Wednesday, October 10, 2012

The Great Lover

 The Great Lover by Jill Dawson (Harper Collins e-books, 2010)
is the first of the ebooks I'll review in 2012.  Dawson's novel grew out of a life long fascination with biography.  That, and the fact that, as she admits, "I think I've always been a sucker for a sexy brilliant, impossible man."  The poet Rupert Brooke, who died early in WWI, is just that.  He's also insecure in his identity as a man, a writer, and a lover.  Living at the end of the Victorian era, and just before the expensive carnage of WWI changed the entire social and economic structure of the world, Brooke inhabited an unusual transitional period.  Members of the upper classes could indulge themselves in the leisure and cultural pursuits that were only a dream to the millions who physically labored to maintain them.  Those millions are represented in the book in the character of Nell Golightly, a poor bee keeper's daughter who is a maid in the house where Rupert has rooms.  She brings him his food, cleans his dirty linen, and despite her best intentions, becomes infatuated with him.  In many ways Nell's story is the strongest one of the book;  one certainly has more sympathy for her character than Brooke's.  While he fusses over an editor changing the title of a poem from "Lust" to "Libido," Nell berates herself for not being able to prevent her fifteen year old sister from becoming pregnant, and enduring a dangerous labor and delivery.  There couldn't be a stronger comparison made between the working class and the idle upper class of the Edwardian period.  Dawson is to be congratulated for showing the differences in a tale of love rather than class struggle.

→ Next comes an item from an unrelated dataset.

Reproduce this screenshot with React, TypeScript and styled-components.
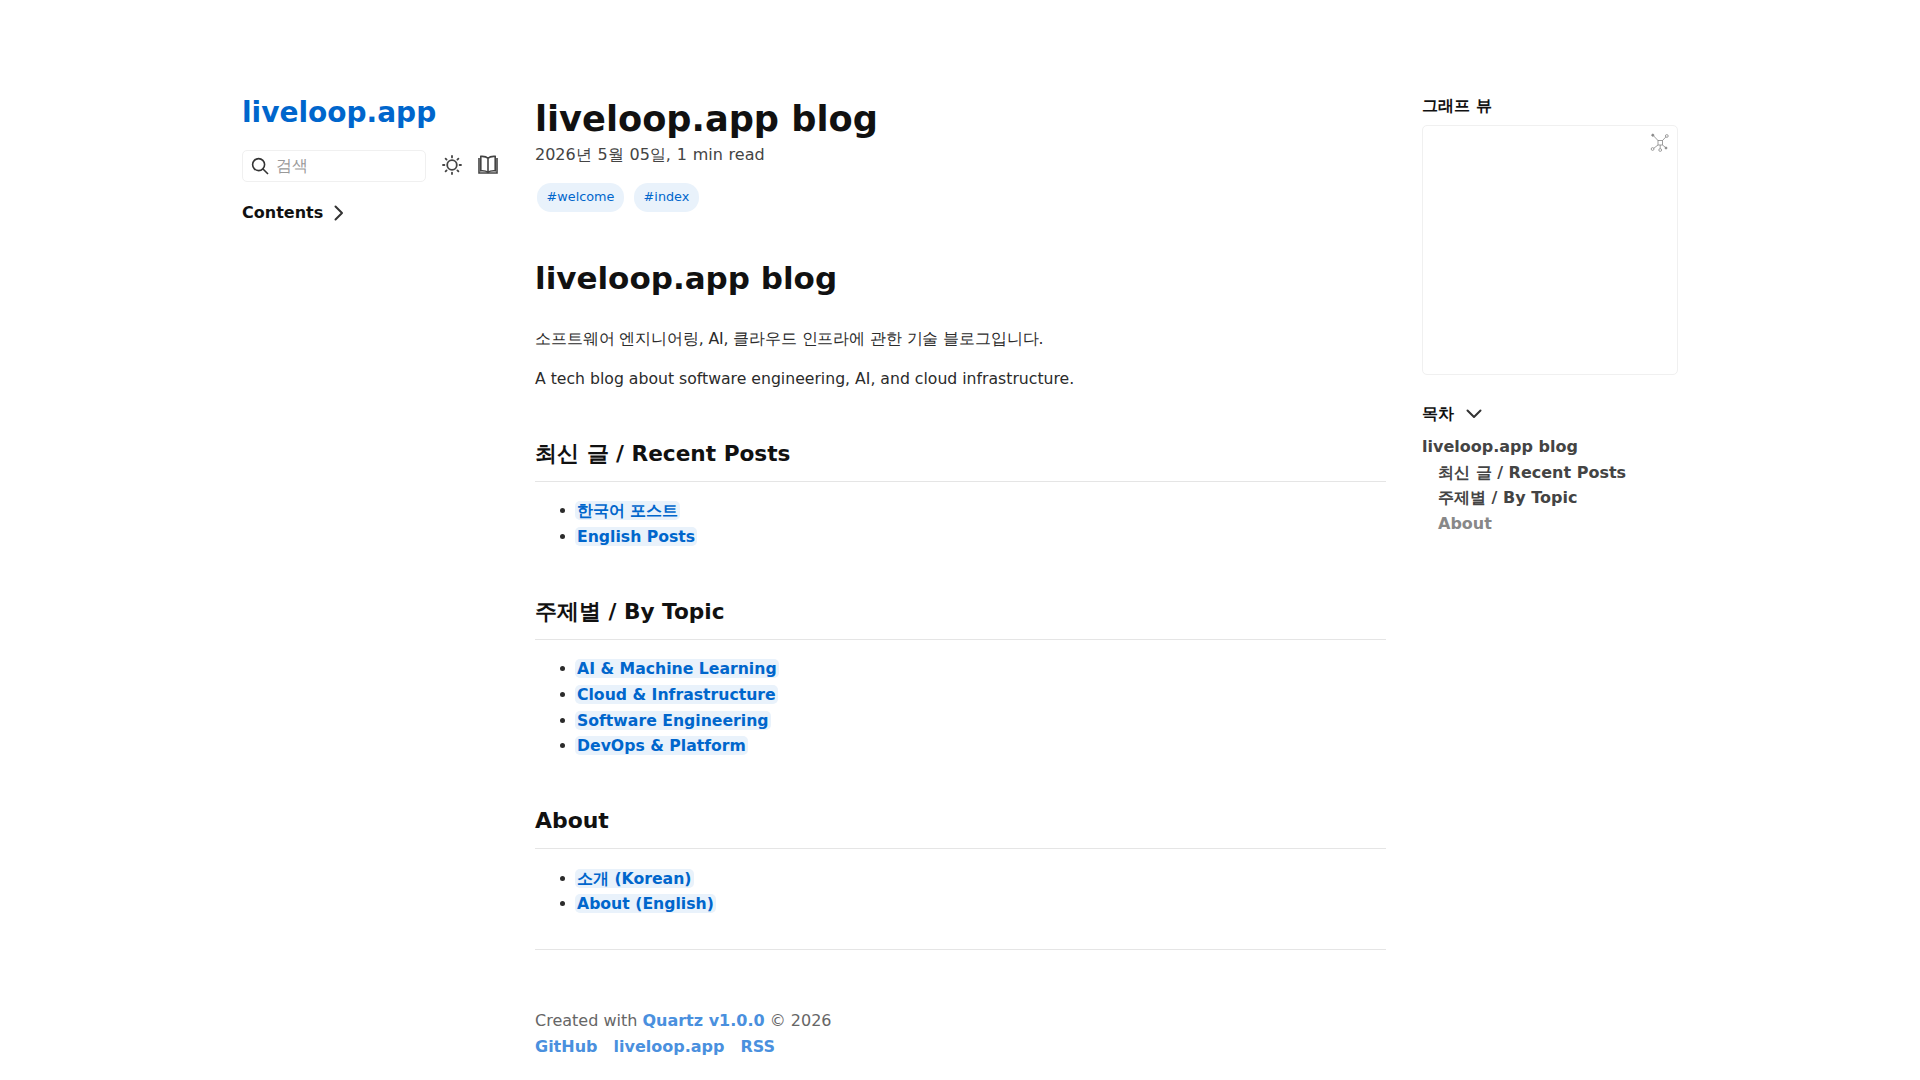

I wholly approve of the approach Jill Dawson has to writing biographical fiction. "I think of it as applying fiction to facts like a poultice, to draw something out..." she writes, "My novels based on true stories probably evolved because of the decade of psychoanalysis, I underwent in my twenties, and my beginnings as a poet.  I wanted psychological truths, not representational social realism."  She does well with this approach, chronicling Rupert's 'she loves me...she loves me not' ditherings and Nell's straightforward assessment of her reality.  What others call "...drudgery is freedom to me," Nell concludes about her work.  ""My little room--the first bedroom I've not shared with five others;  the kindly way Mrs. Stevenson lets us eat the broken scones for breakfast, warm and crumbling with butter; the new-pin order of the kitchen...How could I give this up and go back to a life like Lily"s, never to see a soul all day besides Mrs. Gotobed and wailing little ones?"  My novel The Truth Of It:  Amelia Earhart's Private Journal, to be published in the next couple of months, employs the same philosophical approach to fictionalized biography--getting to the truth underneath the facts. 

Stylisticly, Dawson's writing also reflects the search for psychological truths.  Nell is direct where Rupert is dreamy.  Both are detailed in what matters to them, the natural world and the description of the loved ones body.  Of Rupert, Nell writes, "It is only when he has left that I notice how vividly I remember his smell, the smell of him and how I have missed it.  It's a clean green river smell, the smell of warm flannel and Wrights Coal Tar Soap, and the smell of my childhood, my brothers playing in the river, or stripping bark to make a pipe:  something fresh mixing with something older, something male and a little sour, too."  Rupert describes Nell's "water-drenched body slim and green in the watery light like the shoot of a young tree, giving off her salty intimate river smell..."  Even though I don't know what Wrights Coal Tar Soap smells like, and can't quite imagine a salty intimate river smell, The Great Lover makes me wish to smell these things.  Isn't that the sign of good writing?